Decades later, Nicole was walking the newly-reopened Rockaway boardwalk when she stumbled upon Roberta’s Anthony Falco, who was firing pizzas out of a portable oven. Fascinated, she spent hours observing the operation and chatting with Falco. They hit it off and the acclaimed pizza czar became one of her closest mentors.
After that, Nicole scoured the internet to learn more about the craft. She found tips, tricks, and inspo from chefs of all different walks of life. How-to videos from Tony Gemignani on YouTube helped refine her dough methodology. The story of Steve Martorano, who broke away from his mobster uncle’s “family business” by selling sandwiches out of his mother’s South Philly basement, showed her that it was possible to launch into the restaurant business without an actual restaurant.

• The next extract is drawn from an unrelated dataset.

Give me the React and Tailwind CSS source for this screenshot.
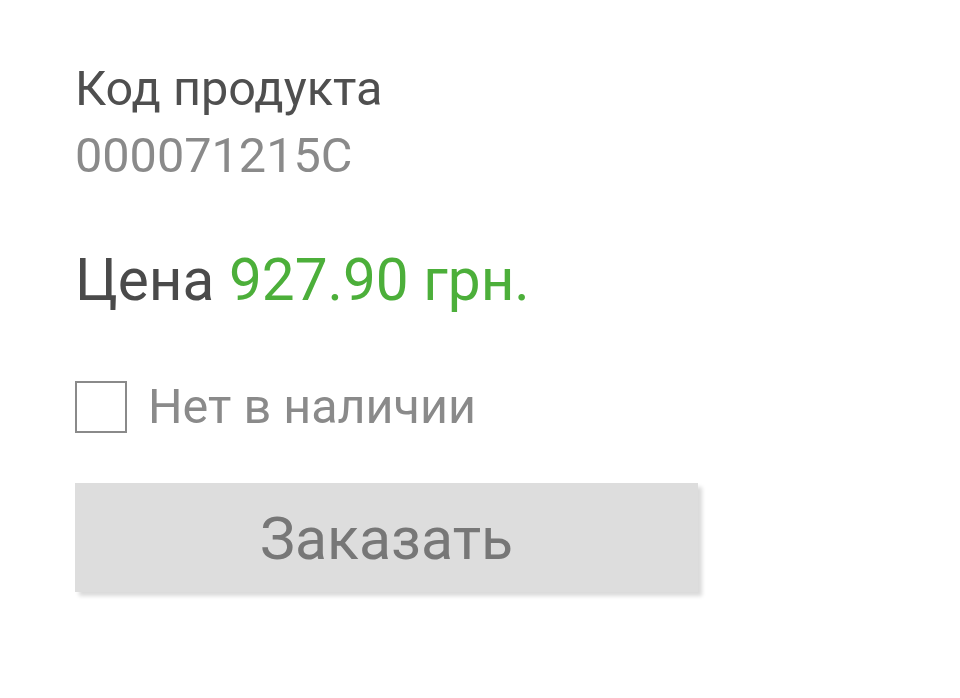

As one of the country’s most diverse neighborhoods, Queens offers fantastic renditions of every dish on the planet. If you can navigate the diagonal streets and infinitely numbered addresses, you’ll find Venezuelan arepas, Greek moussaka, Ghananian Jollof rice, and blood-curdled Thai boat noodles, and more – sometimes on the same block. Meanwhile, the coastal Rockaway area was, as Russell puts it, “a food desert”.

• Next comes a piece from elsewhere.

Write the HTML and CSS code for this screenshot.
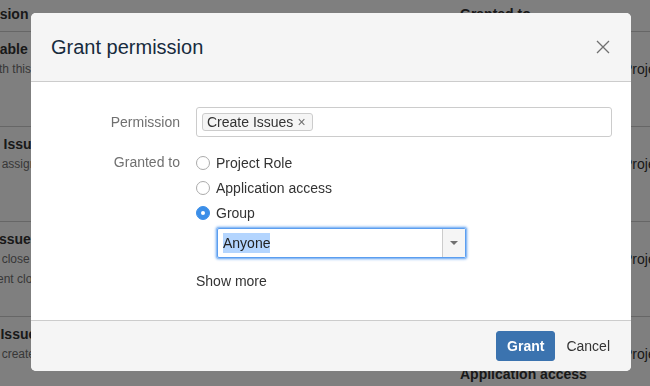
FILE: index.html
```html
<!DOCTYPE html>
<html lang="en">

<head>
  <meta charset="UTF-8">
  <meta name="viewport" content="width=device-width, initial-scale=1.0">
  <title>Grant permission</title>
  <link rel="stylesheet" href="styles.css">
</head>

<body>
  <!-- permission scheme table behind the dialog -->
  <div class="scheme">
    <div class="scheme-row scheme-head">
      <div>Permission</div>
      <div>Granted to</div>
      <div></div>
    </div>
    <div class="scheme-row">
      <div>
        <div class="perm-name">Assignable User</div>
        <div class="perm-desc">Users with this permission may be assigned to issues.</div>
      </div>
      <div>
        <div class="grant-type">Project Role</div>
      </div>
      <div>
        <div class="blank-line"></div>
        <div>Project Role</div>
      </div>
    </div>
    <div class="scheme-row">
      <div>
        <div class="perm-name">Assign Issues</div>
        <div class="perm-desc">Ability to assign issues to other people.</div>
      </div>
      <div>
        <div class="grant-type">Project Role</div>
      </div>
      <div>
        <div class="blank-line"></div>
        <div>Project Role</div>
      </div>
    </div>
    <div class="scheme-row">
      <div>
        <div class="perm-name">Close Issues</div>
        <div class="perm-desc">Ability to close issues. Often useful where your developers resolve issues, and a QA<br>department closes them.</div>
      </div>
      <div>
        <div class="grant-type">Project Role</div>
      </div>
      <div>
        <div class="blank-line"></div>
        <div>Project Role</div>
      </div>
    </div>
    <div class="scheme-row">
      <div>
        <div class="perm-name">Create Issues</div>
        <div class="perm-desc">Ability to create issues.</div>
      </div>
      <div>
        <div class="grant-type">Project Role</div>
        <div>Administrators</div>
        <div class="grant-type">Application access</div>
      </div>
      <div>
        <div class="blank-line"></div>
        <div>Project Role</div>
      </div>
    </div>
  </div>

  <div class="blanket"></div>

  <!-- grant permission dialog -->
  <section class="dialog">
    <header class="dialog-header">
      <h2>Grant permission</h2>
      <button class="dialog-close" aria-label="Close">
        <svg width="14" height="14" viewBox="0 0 14 14">
          <path d="M1 1 L13 13 M13 1 L1 13" stroke="#707070" stroke-width="1.3" fill="none" />
        </svg>
      </button>
    </header>

    <div class="dialog-body">
      <div class="field-group">
        <label class="field-label">Permission</label>
        <div class="multi-select">
          <span class="tag">Create Issues <span class="tag-remove">&times;</span></span>
        </div>
      </div>

      <div class="field-group granted">
        <label class="field-label">Granted to</label>
        <div class="choices">
          <div class="radio-row"><span class="radio"></span>Project Role</div>
          <div class="radio-row"><span class="radio"></span>Application access</div>
          <div class="radio-row"><span class="radio checked"></span>Group</div>
          <div class="single-select">
            <span class="select-value"><span class="selected-text">Anyone</span></span>
            <span class="select-drop"><span class="arrow"></span></span>
          </div>
          <div class="show-more">Show more</div>
        </div>
      </div>
    </div>

    <footer class="dialog-footer">
      <button class="btn-primary">Grant</button>
      <button class="btn-link">Cancel</button>
    </footer>
  </section>
</body>

</html>
```

FILE: styles.css
```css
* {
  margin: 0;
  padding: 0;
  box-sizing: border-box;
}

body {
  font-family: 'Liberation Sans', Arial, sans-serif;
  font-size: 14px;
  line-height: 20px;
  color: #333;
  background-color: #fff;
  overflow: hidden;
  height: 386px;
}

/* 背景表格 */
.scheme {
  margin-left: -47px;
  width: 760px;
}

.scheme-row {
  display: grid;
  grid-template-columns: 507px 163px 1fr;
  height: 95px;
  padding-top: 7px;
  border-bottom: 1px solid #ccc;
}

.scheme-head {
  height: 32px;
  padding-top: 4px;
  font-weight: bold;
}

.perm-name,
.grant-type {
  font-weight: bold;
}

.perm-desc {
  font-size: 12px;
  color: #707070;
}

.blank-line {
  height: 20px;
}

.blanket {
  position: fixed;
  top: 0;
  left: 0;
  width: 100%;
  height: 100%;
  background-color: rgba(0, 0, 0, 0.5);
}

/* 對話框 */
.dialog {
  position: absolute;
  top: 13px;
  left: 31px;
  width: 600px;
  height: 358px;
  display: flex;
  flex-direction: column;
  background-color: #fff;
  border-radius: 5px;
  overflow: hidden;
}

.dialog-header {
  height: 69px;
  display: flex;
  align-items: center;
  justify-content: space-between;
  padding: 0 20px;
  background-color: #f5f5f5;
  border-bottom: 1px solid #ccc;
}

.dialog-header h2 {
  font-size: 20px;
  font-weight: normal;
  color: #172b3d;
  line-height: 24px;
}

.dialog-close {
  border: none;
  background: none;
  width: 14px;
  height: 14px;
  margin-right: 1px;
  display: flex;
}

.dialog-body {
  flex: 1;
  padding: 25px 19px 0 20px;
}

.field-group {
  display: grid;
  grid-template-columns: 129px 1fr;
  column-gap: 16px;
}

.field-label {
  text-align: right;
  color: #707070;
  line-height: 30px;
}

.multi-select {
  height: 30px;
  border: 1px solid #ccc;
  border-radius: 3px;
  padding: 5px 5px;
  display: flex;
  align-items: center;
}

.tag {
  display: inline-flex;
  align-items: center;
  height: 18px;
  padding: 0 6px 0 4px;
  border: 1px solid #ccc;
  border-radius: 3px;
  background-color: #f5f5f5;
  line-height: 16px;
  color: #333;
}

.tag-remove {
  margin-left: 4px;
  color: #707070;
  font-size: 14px;
}

.granted {
  margin-top: 13px;
}

.granted .field-label {
  line-height: 25px;
}

.radio-row {
  height: 25px;
  display: flex;
  align-items: center;
}

.radio {
  width: 14px;
  height: 14px;
  margin-right: 6px;
  border: 1px solid #aaa;
  border-radius: 50%;
  background-color: #fff;
  position: relative;
}

.radio.checked {
  border-color: #3b8ee8;
  background-color: #3b8ee8;
}

.radio.checked::after {
  content: '';
  position: absolute;
  top: 4px;
  left: 4px;
  width: 4px;
  height: 4px;
  border-radius: 50%;
  background-color: #fff;
}

.single-select {
  margin: 3px 0 0 21px;
  width: 249px;
  height: 30px;
  display: flex;
  border: 1px solid #5b9ef0;
  border-radius: 2px;
  box-shadow: 0 0 0 1px #8fbdf5, 0 0 2px 2px rgba(91, 158, 240, 0.45);
}

.select-value {
  flex: 1;
  padding-left: 5px;
  display: flex;
  align-items: center;
}

.selected-text {
  background-color: #b4d5fe;
  color: #222;
}

.select-drop {
  width: 23px;
  border-left: 1px solid #ccc;
  background-color: #f5f5f5;
  display: flex;
  align-items: center;
  justify-content: center;
}

.arrow {
  border-left: 4px solid transparent;
  border-right: 4px solid transparent;
  border-top: 4px solid #707070;
}

.show-more {
  margin-top: 13px;
  line-height: 20px;
  color: #333;
}

/* 底部按鈕 */
.dialog-footer {
  height: 51px;
  display: flex;
  justify-content: flex-end;
  align-items: flex-start;
  padding: 10px 21px 0 0;
  background-color: #f5f5f5;
  border-top: 1px solid #ccc;
}

button {
  font-family: inherit;
  font-size: 14px;
  cursor: pointer;
}

.btn-primary {
  height: 30px;
  padding: 0 10px;
  border: 1px solid #3b73af;
  border-radius: 3px;
  background-color: #3b73af;
  color: #fff;
  font-weight: bold;
}

.btn-link {
  height: 30px;
  margin-left: 11px;
  border: none;
  background: none;
  color: #333;
}
```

Russell forged an oasis. With sauces and seasonings made from scratch, and names derived from her favorite flick, she topped her pies with authentic tandoori chicken (“Kiss Mi’ Converse), jerk chicken (“7th Heaven”), Japanese sukiyaki (“SukiYaki Hot Suki Sue”), and more. For the less adventurous, there’s The GLO with sauce and cheese; heart-shaped and hardly “plain.”

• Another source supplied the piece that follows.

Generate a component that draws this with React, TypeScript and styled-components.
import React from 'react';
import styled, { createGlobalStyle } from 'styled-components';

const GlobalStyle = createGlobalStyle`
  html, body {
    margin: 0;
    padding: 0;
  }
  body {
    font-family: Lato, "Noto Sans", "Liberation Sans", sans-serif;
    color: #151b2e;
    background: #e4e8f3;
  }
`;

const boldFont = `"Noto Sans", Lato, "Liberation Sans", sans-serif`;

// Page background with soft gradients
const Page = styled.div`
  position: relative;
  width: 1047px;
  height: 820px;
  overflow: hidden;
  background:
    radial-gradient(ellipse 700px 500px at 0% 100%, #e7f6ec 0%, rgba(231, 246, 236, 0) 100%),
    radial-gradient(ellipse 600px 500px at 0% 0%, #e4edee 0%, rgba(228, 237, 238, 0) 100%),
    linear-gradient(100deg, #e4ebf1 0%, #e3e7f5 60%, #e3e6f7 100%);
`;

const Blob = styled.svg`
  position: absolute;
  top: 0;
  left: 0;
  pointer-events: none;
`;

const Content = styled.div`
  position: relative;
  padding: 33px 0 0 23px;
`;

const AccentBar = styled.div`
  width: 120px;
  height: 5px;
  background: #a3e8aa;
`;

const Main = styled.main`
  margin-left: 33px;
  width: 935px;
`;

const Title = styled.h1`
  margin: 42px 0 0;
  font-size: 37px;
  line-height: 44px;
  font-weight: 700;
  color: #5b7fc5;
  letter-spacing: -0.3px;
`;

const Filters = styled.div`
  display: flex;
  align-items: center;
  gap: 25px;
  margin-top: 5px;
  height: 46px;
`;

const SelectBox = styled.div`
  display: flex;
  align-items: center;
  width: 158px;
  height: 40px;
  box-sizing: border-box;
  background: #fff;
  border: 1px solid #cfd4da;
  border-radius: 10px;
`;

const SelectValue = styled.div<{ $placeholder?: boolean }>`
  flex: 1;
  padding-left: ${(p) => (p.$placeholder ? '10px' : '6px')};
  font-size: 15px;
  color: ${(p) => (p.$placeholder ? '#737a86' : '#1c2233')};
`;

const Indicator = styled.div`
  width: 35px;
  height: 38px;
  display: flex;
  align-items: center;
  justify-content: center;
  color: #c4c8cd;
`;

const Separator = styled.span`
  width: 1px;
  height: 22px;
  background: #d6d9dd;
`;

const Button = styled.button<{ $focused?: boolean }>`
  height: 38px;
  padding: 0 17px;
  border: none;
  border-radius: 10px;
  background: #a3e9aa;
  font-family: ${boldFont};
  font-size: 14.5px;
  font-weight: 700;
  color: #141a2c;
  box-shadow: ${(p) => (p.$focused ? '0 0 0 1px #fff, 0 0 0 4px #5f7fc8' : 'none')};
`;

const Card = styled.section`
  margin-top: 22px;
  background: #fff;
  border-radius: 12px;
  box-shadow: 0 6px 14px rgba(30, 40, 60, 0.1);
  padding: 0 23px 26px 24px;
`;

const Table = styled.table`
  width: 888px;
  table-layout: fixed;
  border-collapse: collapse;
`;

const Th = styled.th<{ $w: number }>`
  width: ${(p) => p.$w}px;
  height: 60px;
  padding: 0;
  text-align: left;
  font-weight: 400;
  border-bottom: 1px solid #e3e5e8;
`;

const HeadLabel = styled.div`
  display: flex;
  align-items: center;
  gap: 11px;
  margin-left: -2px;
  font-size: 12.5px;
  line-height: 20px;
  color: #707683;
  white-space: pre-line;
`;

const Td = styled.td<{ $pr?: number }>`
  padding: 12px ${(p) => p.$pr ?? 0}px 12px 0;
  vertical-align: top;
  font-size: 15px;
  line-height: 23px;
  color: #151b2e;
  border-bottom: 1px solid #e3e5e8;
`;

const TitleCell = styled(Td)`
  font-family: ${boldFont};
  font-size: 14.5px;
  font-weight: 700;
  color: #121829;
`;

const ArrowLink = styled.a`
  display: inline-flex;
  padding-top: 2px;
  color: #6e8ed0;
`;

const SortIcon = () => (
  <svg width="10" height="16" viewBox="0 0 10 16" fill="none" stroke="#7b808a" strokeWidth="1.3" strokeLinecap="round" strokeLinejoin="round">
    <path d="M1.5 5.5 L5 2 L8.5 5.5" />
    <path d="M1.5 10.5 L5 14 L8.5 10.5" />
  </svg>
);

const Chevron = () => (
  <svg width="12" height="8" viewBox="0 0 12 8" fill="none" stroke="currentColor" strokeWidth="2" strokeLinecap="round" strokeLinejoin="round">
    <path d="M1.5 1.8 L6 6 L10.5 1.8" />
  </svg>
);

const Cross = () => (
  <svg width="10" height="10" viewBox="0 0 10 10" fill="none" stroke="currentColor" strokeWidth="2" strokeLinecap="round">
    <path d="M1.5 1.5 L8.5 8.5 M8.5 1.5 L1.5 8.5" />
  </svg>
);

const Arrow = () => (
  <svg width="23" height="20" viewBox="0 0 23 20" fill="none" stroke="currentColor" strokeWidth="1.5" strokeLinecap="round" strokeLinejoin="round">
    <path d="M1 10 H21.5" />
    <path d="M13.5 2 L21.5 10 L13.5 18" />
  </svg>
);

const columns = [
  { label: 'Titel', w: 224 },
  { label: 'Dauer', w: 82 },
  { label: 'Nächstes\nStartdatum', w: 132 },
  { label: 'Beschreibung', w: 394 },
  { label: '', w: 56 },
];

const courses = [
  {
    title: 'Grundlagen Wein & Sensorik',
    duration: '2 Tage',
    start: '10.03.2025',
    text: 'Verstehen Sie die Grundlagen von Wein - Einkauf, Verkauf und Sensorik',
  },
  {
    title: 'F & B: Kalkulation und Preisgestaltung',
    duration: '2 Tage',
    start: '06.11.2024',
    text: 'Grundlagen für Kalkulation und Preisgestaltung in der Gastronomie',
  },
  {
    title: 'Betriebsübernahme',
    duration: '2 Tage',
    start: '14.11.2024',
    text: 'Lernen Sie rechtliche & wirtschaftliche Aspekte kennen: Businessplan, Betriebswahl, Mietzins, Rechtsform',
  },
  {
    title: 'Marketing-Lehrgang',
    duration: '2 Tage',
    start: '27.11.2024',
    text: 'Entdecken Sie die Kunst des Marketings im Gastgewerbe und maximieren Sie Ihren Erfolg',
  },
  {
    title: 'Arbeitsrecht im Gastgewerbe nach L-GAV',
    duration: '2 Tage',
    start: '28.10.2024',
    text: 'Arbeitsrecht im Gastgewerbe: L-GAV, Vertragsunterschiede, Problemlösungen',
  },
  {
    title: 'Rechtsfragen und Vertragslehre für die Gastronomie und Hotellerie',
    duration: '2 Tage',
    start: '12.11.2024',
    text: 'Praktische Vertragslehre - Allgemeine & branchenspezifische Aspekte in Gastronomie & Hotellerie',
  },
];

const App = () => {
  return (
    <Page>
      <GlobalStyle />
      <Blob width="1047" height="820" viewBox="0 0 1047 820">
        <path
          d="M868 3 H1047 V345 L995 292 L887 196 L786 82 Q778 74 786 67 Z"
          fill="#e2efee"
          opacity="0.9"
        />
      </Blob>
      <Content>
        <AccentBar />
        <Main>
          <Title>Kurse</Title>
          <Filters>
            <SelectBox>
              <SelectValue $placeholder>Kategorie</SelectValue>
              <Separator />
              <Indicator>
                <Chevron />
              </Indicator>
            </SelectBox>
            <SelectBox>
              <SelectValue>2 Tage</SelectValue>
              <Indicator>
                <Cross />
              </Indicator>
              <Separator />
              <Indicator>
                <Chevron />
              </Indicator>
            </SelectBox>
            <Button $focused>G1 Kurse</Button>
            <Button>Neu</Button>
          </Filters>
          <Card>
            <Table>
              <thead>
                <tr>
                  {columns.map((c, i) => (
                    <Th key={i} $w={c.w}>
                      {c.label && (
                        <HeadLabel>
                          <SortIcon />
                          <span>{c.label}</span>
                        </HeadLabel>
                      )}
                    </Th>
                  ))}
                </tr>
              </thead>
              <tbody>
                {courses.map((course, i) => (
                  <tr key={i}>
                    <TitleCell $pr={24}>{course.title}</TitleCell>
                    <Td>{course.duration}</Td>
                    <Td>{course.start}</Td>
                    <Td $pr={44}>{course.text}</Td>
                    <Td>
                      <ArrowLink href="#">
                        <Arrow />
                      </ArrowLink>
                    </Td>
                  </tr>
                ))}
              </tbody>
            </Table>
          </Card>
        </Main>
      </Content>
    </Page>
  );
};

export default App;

Seamlessly melding vastly different cuisines was only half the battle. The other half – creating awareness throughout the city – was the greater challenge. In her first year of business, Russell made about $2,000.
“But I was consistent and persistent, always. Even if I didn’t get customers one day, I was still working in the kitchen. Then, when lots of customers showed up the next day, I was ready. ” Russell explained. “And, I knew that if I promoted myself, people would come to me. Eventually, they got to me. People all around the world have made it a bucket-list item when they come to New York.”
For those that can’t come, or are left wanting more after their trip, Russell sells her freshly-baked frozen pies online. That’s mostly uncharted territory for independent shops. For Russell, those sales represent a giant share of her ever-growing pie.
Russell also differentiated herself from other restaurants of the time with a focus on customer retention. Before her Instagram took off, and even before she teamed up with Slice, Russell cultivated a massive phone list. If she had a calamari special on the menu, she texted her customers to let them know, and they hurried over to get it.
No one could have anticipated the rise of The Last Dragon and even Russell isn’t sure how the business might evolve. She might bring her frozen pizzas to grocery stores across the country. She might open a more traditional outpost with seating. The only thing she knows for certain is that she’ll never stop making pizza or fighting to blaze the trail for other immensely talented female chefs looking to break into the industry.
“A lot of people look at me and say, ‘Oh, she doesn’t have a brick-and-mortar,’ but I’m a walking full-on business model,” said Russell. “If you take the craft seriously, and you’re ready to push it to a new level with experimentation and creativity, then this is an opportune time for other women makers.”
“Step out on stage, grab the industry, and help us shape it as we see fit.”